## [What you need to do]
Give the listing again exactly, omitting its images.

** BEGIN Provided material **

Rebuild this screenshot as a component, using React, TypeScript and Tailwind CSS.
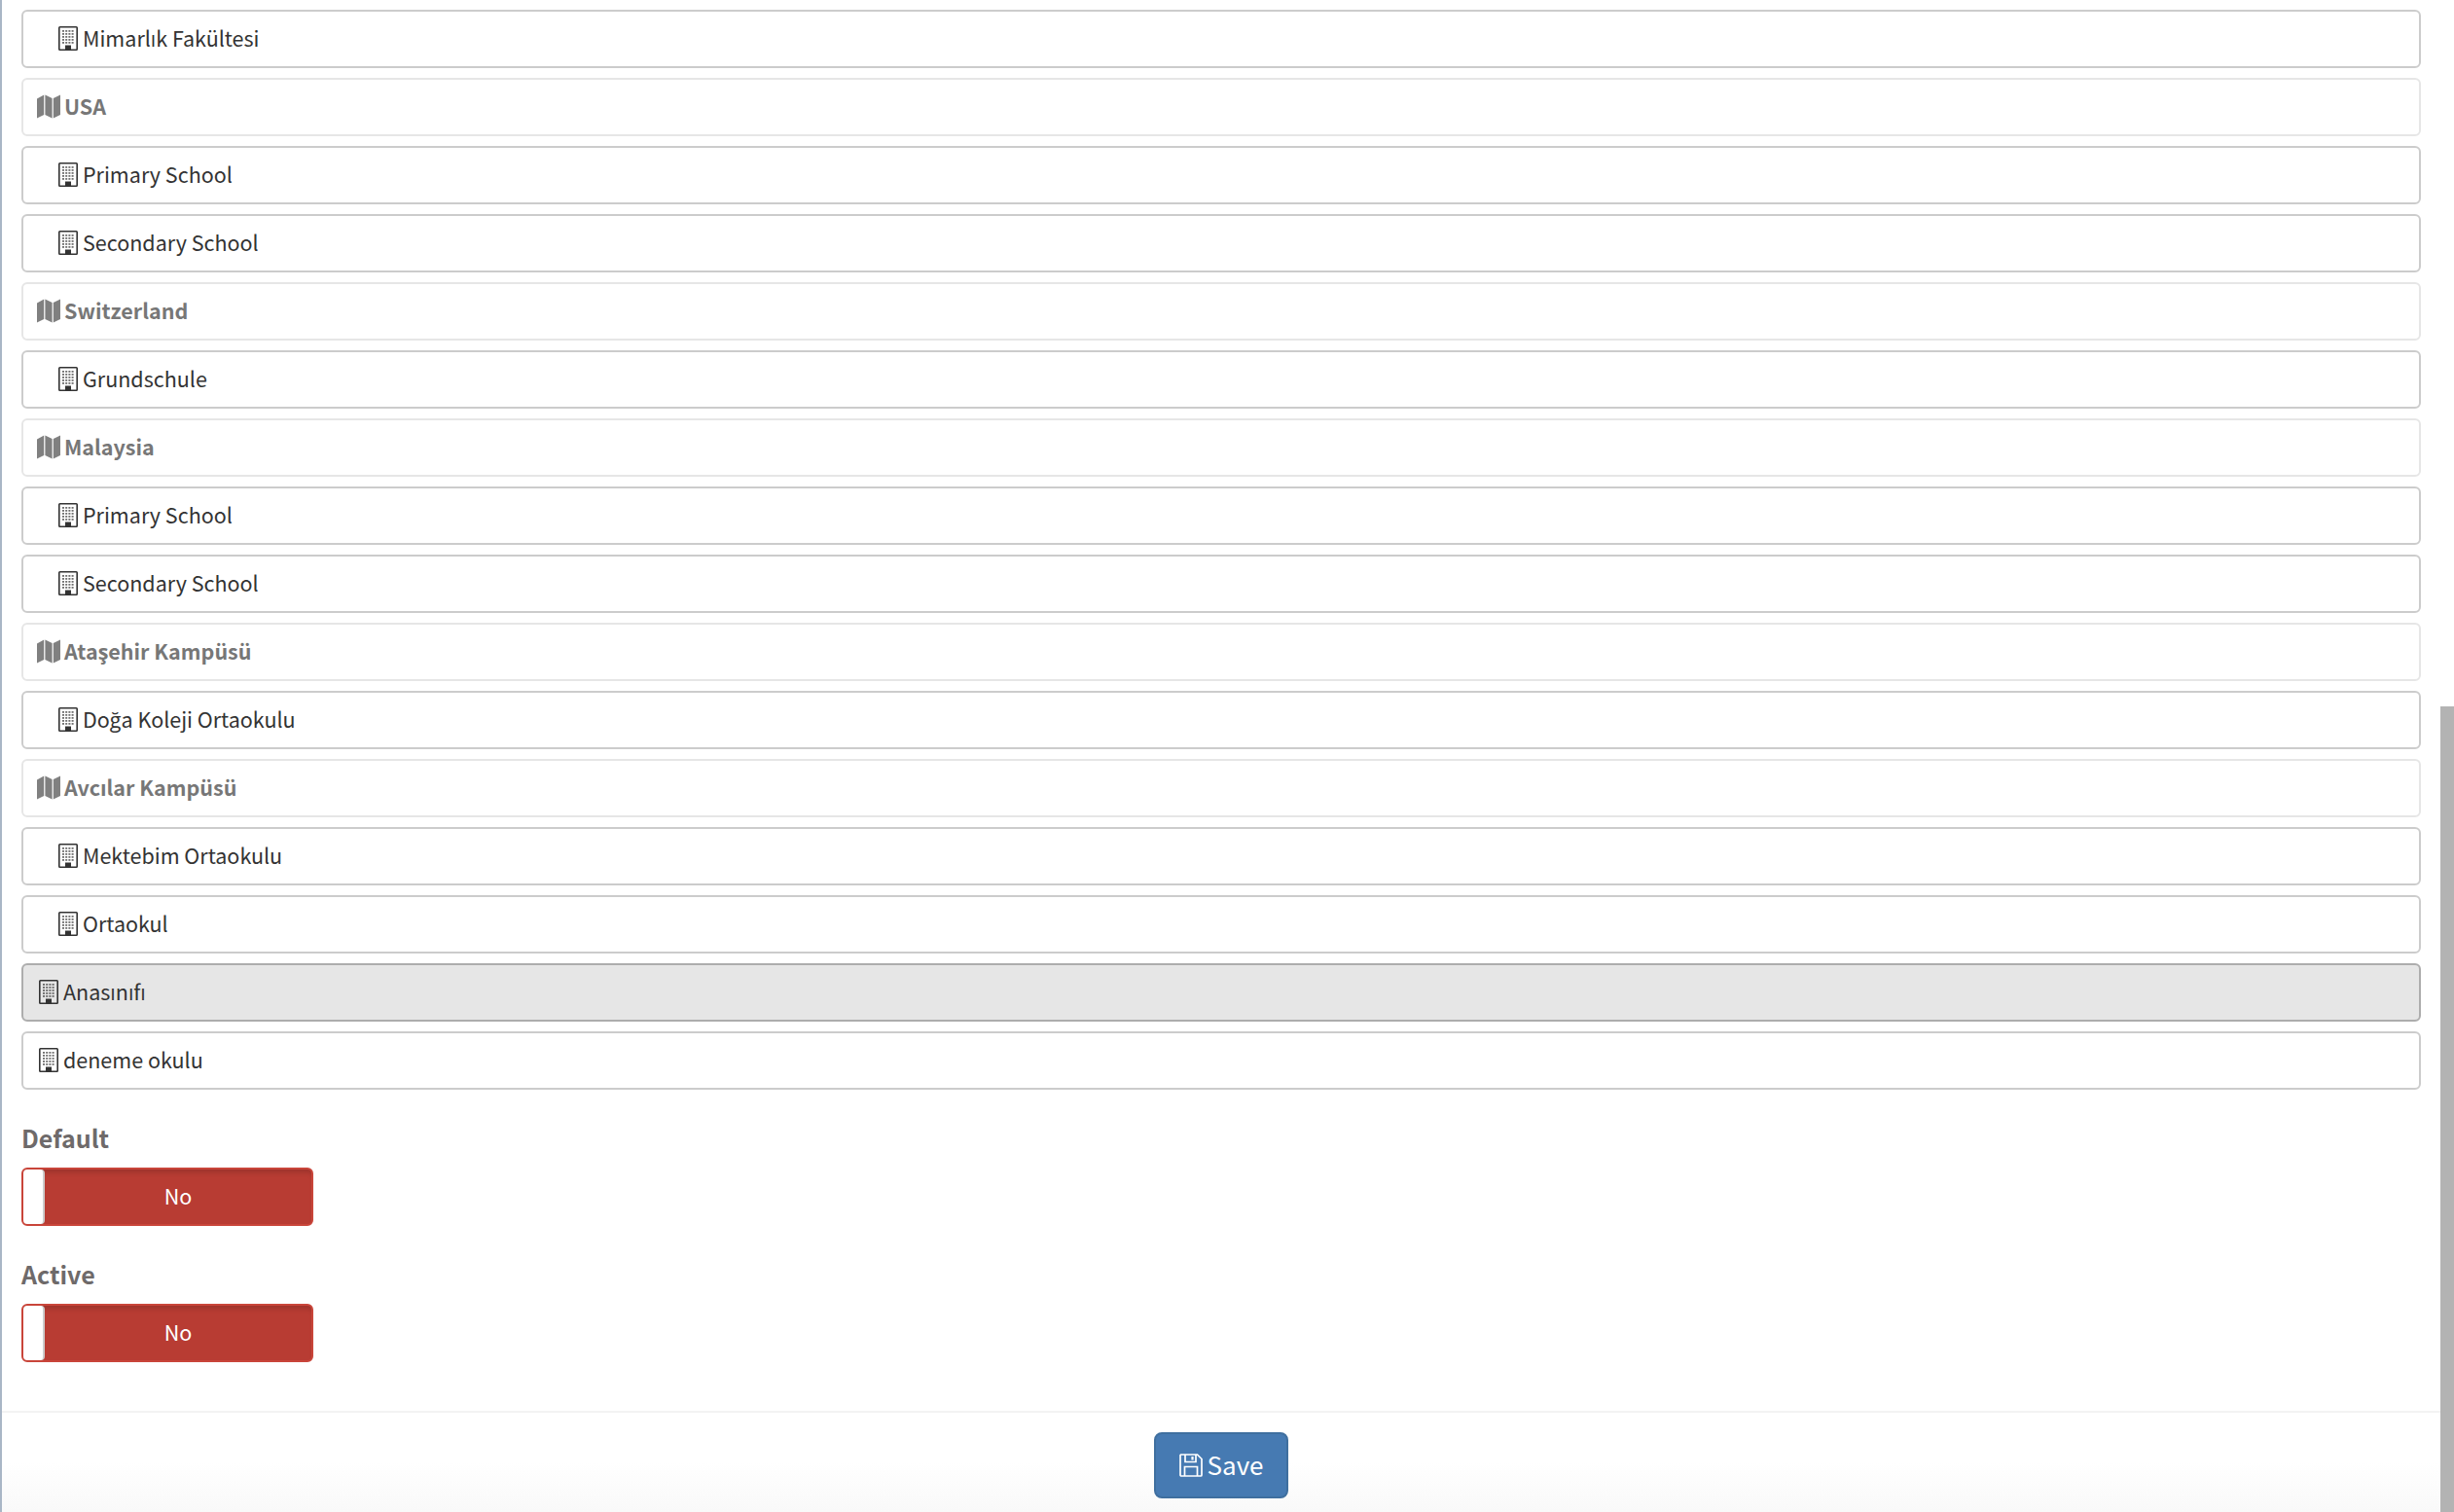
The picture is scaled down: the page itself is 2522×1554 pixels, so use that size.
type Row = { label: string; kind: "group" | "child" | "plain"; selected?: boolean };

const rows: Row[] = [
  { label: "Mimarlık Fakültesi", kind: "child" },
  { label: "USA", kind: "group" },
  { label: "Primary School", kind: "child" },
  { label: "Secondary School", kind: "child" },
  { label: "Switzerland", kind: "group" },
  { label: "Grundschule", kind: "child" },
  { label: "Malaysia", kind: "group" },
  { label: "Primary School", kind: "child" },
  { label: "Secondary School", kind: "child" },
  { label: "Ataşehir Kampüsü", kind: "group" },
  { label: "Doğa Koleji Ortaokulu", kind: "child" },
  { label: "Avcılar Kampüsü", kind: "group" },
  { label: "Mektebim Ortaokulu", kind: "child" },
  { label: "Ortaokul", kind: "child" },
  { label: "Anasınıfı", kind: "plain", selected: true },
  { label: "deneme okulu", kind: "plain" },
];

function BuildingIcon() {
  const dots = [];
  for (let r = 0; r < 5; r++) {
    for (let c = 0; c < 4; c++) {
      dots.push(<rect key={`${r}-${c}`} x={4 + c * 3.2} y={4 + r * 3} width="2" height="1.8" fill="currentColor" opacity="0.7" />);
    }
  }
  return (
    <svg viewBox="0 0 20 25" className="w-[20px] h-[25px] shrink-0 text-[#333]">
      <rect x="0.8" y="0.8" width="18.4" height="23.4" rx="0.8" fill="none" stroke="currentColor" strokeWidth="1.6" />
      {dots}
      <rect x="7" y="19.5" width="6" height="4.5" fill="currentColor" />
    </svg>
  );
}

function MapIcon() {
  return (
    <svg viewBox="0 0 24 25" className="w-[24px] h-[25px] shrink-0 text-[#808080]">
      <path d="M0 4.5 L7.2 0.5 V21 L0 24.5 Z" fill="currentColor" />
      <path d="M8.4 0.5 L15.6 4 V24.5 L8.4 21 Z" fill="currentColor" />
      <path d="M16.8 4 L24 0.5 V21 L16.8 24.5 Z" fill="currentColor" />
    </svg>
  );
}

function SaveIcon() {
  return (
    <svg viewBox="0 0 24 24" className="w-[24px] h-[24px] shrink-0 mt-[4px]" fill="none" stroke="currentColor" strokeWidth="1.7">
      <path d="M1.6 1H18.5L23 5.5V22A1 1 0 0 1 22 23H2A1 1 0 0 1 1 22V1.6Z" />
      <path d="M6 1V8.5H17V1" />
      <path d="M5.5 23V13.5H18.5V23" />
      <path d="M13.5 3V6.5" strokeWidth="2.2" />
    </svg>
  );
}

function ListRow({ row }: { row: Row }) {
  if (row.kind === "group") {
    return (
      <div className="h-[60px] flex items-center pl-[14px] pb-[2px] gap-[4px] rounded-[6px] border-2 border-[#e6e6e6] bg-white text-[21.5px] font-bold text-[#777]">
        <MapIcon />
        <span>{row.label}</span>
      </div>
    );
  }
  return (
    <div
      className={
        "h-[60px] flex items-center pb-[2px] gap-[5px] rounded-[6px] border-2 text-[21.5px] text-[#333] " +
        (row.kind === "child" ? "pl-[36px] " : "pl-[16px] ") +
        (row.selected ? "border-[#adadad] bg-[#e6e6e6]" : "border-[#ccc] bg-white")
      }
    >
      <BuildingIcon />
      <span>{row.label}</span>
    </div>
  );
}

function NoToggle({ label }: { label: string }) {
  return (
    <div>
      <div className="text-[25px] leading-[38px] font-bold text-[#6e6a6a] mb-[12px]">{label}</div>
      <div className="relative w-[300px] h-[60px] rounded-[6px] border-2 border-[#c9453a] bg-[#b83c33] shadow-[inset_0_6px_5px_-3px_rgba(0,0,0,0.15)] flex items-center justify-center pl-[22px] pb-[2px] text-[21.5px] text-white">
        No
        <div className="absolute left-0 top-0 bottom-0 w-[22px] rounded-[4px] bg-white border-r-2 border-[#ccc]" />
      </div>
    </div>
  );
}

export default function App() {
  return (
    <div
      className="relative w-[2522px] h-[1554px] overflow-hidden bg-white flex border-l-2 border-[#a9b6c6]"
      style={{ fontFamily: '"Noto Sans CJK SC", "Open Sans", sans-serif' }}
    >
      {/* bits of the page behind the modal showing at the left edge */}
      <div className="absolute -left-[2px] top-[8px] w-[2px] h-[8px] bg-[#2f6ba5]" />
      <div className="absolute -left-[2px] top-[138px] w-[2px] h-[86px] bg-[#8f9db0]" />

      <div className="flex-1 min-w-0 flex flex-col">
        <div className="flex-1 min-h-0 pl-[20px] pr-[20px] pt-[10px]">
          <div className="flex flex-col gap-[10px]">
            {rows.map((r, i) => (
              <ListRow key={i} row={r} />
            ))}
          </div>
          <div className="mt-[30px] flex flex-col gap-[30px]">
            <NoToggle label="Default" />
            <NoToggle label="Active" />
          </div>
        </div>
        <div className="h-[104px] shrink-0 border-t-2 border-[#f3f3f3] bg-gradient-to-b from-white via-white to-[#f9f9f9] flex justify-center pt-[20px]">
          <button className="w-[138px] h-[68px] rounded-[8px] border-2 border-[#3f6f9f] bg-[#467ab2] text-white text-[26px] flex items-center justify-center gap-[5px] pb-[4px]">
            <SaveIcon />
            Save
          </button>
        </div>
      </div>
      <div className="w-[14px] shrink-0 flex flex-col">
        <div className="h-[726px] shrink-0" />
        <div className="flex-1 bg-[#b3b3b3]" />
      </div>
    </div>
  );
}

** END Provided material **

## [Response for this exercise]
Rebuild this screenshot as a component, using React, TypeScript and Tailwind CSS.
The picture is scaled down: the page itself is 2522×1554 pixels, so use that size.
type Row = { label: string; kind: "group" | "child" | "plain"; selected?: boolean };

const rows: Row[] = [
  { label: "Mimarlık Fakültesi", kind: "child" },
  { label: "USA", kind: "group" },
  { label: "Primary School", kind: "child" },
  { label: "Secondary School", kind: "child" },
  { label: "Switzerland", kind: "group" },
  { label: "Grundschule", kind: "child" },
  { label: "Malaysia", kind: "group" },
  { label: "Primary School", kind: "child" },
  { label: "Secondary School", kind: "child" },
  { label: "Ataşehir Kampüsü", kind: "group" },
  { label: "Doğa Koleji Ortaokulu", kind: "child" },
  { label: "Avcılar Kampüsü", kind: "group" },
  { label: "Mektebim Ortaokulu", kind: "child" },
  { label: "Ortaokul", kind: "child" },
  { label: "Anasınıfı", kind: "plain", selected: true },
  { label: "deneme okulu", kind: "plain" },
];

function BuildingIcon() {
  const dots = [];
  for (let r = 0; r < 5; r++) {
    for (let c = 0; c < 4; c++) {
      dots.push(<rect key={`${r}-${c}`} x={4 + c * 3.2} y={4 + r * 3} width="2" height="1.8" fill="currentColor" opacity="0.7" />);
    }
  }
  return (
    <svg viewBox="0 0 20 25" className="w-[20px] h-[25px] shrink-0 text-[#333]">
      <rect x="0.8" y="0.8" width="18.4" height="23.4" rx="0.8" fill="none" stroke="currentColor" strokeWidth="1.6" />
      {dots}
      <rect x="7" y="19.5" width="6" height="4.5" fill="currentColor" />
    </svg>
  );
}

function MapIcon() {
  return (
    <svg viewBox="0 0 24 25" className="w-[24px] h-[25px] shrink-0 text-[#808080]">
      <path d="M0 4.5 L7.2 0.5 V21 L0 24.5 Z" fill="currentColor" />
      <path d="M8.4 0.5 L15.6 4 V24.5 L8.4 21 Z" fill="currentColor" />
      <path d="M16.8 4 L24 0.5 V21 L16.8 24.5 Z" fill="currentColor" />
    </svg>
  );
}

function SaveIcon() {
  return (
    <svg viewBox="0 0 24 24" className="w-[24px] h-[24px] shrink-0 mt-[4px]" fill="none" stroke="currentColor" strokeWidth="1.7">
      <path d="M1.6 1H18.5L23 5.5V22A1 1 0 0 1 22 23H2A1 1 0 0 1 1 22V1.6Z" />
      <path d="M6 1V8.5H17V1" />
      <path d="M5.5 23V13.5H18.5V23" />
      <path d="M13.5 3V6.5" strokeWidth="2.2" />
    </svg>
  );
}

function ListRow({ row }: { row: Row }) {
  if (row.kind === "group") {
    return (
      <div className="h-[60px] flex items-center pl-[14px] pb-[2px] gap-[4px] rounded-[6px] border-2 border-[#e6e6e6] bg-white text-[21.5px] font-bold text-[#777]">
        <MapIcon />
        <span>{row.label}</span>
      </div>
    );
  }
  return (
    <div
      className={
        "h-[60px] flex items-center pb-[2px] gap-[5px] rounded-[6px] border-2 text-[21.5px] text-[#333] " +
        (row.kind === "child" ? "pl-[36px] " : "pl-[16px] ") +
        (row.selected ? "border-[#adadad] bg-[#e6e6e6]" : "border-[#ccc] bg-white")
      }
    >
      <BuildingIcon />
      <span>{row.label}</span>
    </div>
  );
}

function NoToggle({ label }: { label: string }) {
  return (
    <div>
      <div className="text-[25px] leading-[38px] font-bold text-[#6e6a6a] mb-[12px]">{label}</div>
      <div className="relative w-[300px] h-[60px] rounded-[6px] border-2 border-[#c9453a] bg-[#b83c33] shadow-[inset_0_6px_5px_-3px_rgba(0,0,0,0.15)] flex items-center justify-center pl-[22px] pb-[2px] text-[21.5px] text-white">
        No
        <div className="absolute left-0 top-0 bottom-0 w-[22px] rounded-[4px] bg-white border-r-2 border-[#ccc]" />
      </div>
    </div>
  );
}

export default function App() {
  return (
    <div
      className="relative w-[2522px] h-[1554px] overflow-hidden bg-white flex border-l-2 border-[#a9b6c6]"
      style={{ fontFamily: '"Noto Sans CJK SC", "Open Sans", sans-serif' }}
    >
      {/* bits of the page behind the modal showing at the left edge */}
      <div className="absolute -left-[2px] top-[8px] w-[2px] h-[8px] bg-[#2f6ba5]" />
      <div className="absolute -left-[2px] top-[138px] w-[2px] h-[86px] bg-[#8f9db0]" />

      <div className="flex-1 min-w-0 flex flex-col">
        <div className="flex-1 min-h-0 pl-[20px] pr-[20px] pt-[10px]">
          <div className="flex flex-col gap-[10px]">
            {rows.map((r, i) => (
              <ListRow key={i} row={r} />
            ))}
          </div>
          <div className="mt-[30px] flex flex-col gap-[30px]">
            <NoToggle label="Default" />
            <NoToggle label="Active" />
          </div>
        </div>
        <div className="h-[104px] shrink-0 border-t-2 border-[#f3f3f3] bg-gradient-to-b from-white via-white to-[#f9f9f9] flex justify-center pt-[20px]">
          <button className="w-[138px] h-[68px] rounded-[8px] border-2 border-[#3f6f9f] bg-[#467ab2] text-white text-[26px] flex items-center justify-center gap-[5px] pb-[4px]">
            <SaveIcon />
            Save
          </button>
        </div>
      </div>
      <div className="w-[14px] shrink-0 flex flex-col">
        <div className="h-[726px] shrink-0" />
        <div className="flex-1 bg-[#b3b3b3]" />
      </div>
    </div>
  );
}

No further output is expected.